Guess what? I had not made an error and had located enough information and uniform plates etc to back this up. I was buggered if I was not going to defend my self though, as another new gamer was painting the same unit in Belgic Shako and became concerned he had the wrong uniform as well. (You see how these numpty's cause issues). I gave the information to prove my point, and to his credit numpty apologised stating  "I always get these two units mixed up". I wanted to reply " Its feckin twats like you that open your gobs without checking stuff that are the worlds biggest pain in the arse" or words to that effect, but I don't do the whole flame war, Internet troll thing and besides I was right.

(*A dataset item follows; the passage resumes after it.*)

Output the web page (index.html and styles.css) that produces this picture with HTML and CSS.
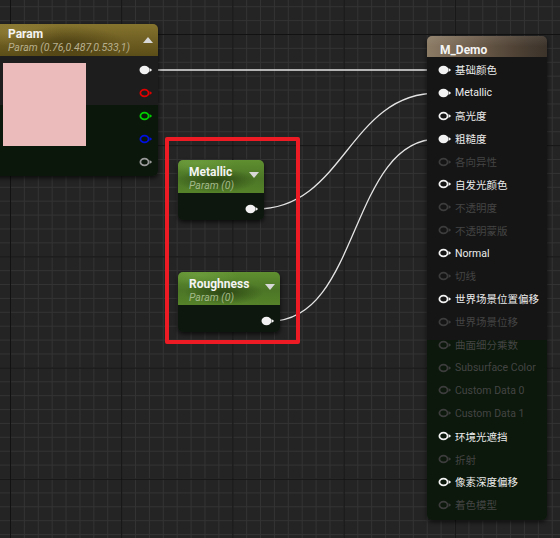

Now this is not just a one off event it regularly features at shows, and myself and Kev often discuss these types of people in fact I am sure I have a complete twat radar built in. More often than not they are less than hygienic and can be smelt from a good hundred paces far less if the wind is in the wrong direction. This is the full on frontal assault, and is designed to catch you off guard, as you baulk from the fumes. They then open with a verbal barrage as they cogitate and tell you exactly what mistake you have made and they have found a rare manuscript written in some unread ancient text that proves their point. Telling you that to get the correct shade of scarlet for your British line you needed the juice of three extinct lava beetles, the anus of newt and to mix that with 5% pixie dust and you would have got it bamg on right! That is not the only tactic these so called experts have though. They have a far more sneaky tactic and that is the KAMKAZE RUCKSACK. Approaching like Kung FU Panda they blunder about knocking items off displays, smacking people in the face and walking in a care free attitude reminding you, that the rucksack and lack of bath are a fatal combination and should be avoided. That is their sole intention it is their space maker and they want you to get out of the way. So they make a beeline to the display and rip holes in the smallest of incorrect details in an effort to make them feel more important and deride your efforts.

I remember one incident very well several years ago after having painted lots of Dutch and Belgian troops for a display game, and this rather offensive character walked up to the display and started picking my figures up and sticking them as close to his nasal cavity as possible, to inspect them before randomly re assigning them to the table. He did this several times having broken two figures in the process. Finally I did the unthinkable I asked if he was alright " Yeah just checking the paint job" came the reply. I remained polite but was part of a team demonstrating so had to then he quipped " Your Orange is a bit bright" I lost it at that point and almost retorted "well if you continue to pick my figures up by the bayonets and slap em down like that you're going to need some dental work." Thank fully my buddies pulled me away and said idiot was dispatched in short order. The point here is they are toys and they get played with, we paint them to what we have available regardless of it being the exact shade etc. Why Oh Why do these people not just get a life and find another hobby!!!

So to every member of the anally retentive collective A.K.A the " Wargames Fashion Police" I Salute You

These wonderful miniatures are from the Westfalia miniatures range and are labelled as a couple of Brits holidaying in Belgium. I choose to paint these as soldiers of the 27th Inniskilling regiment, and the strawberry blond is just right.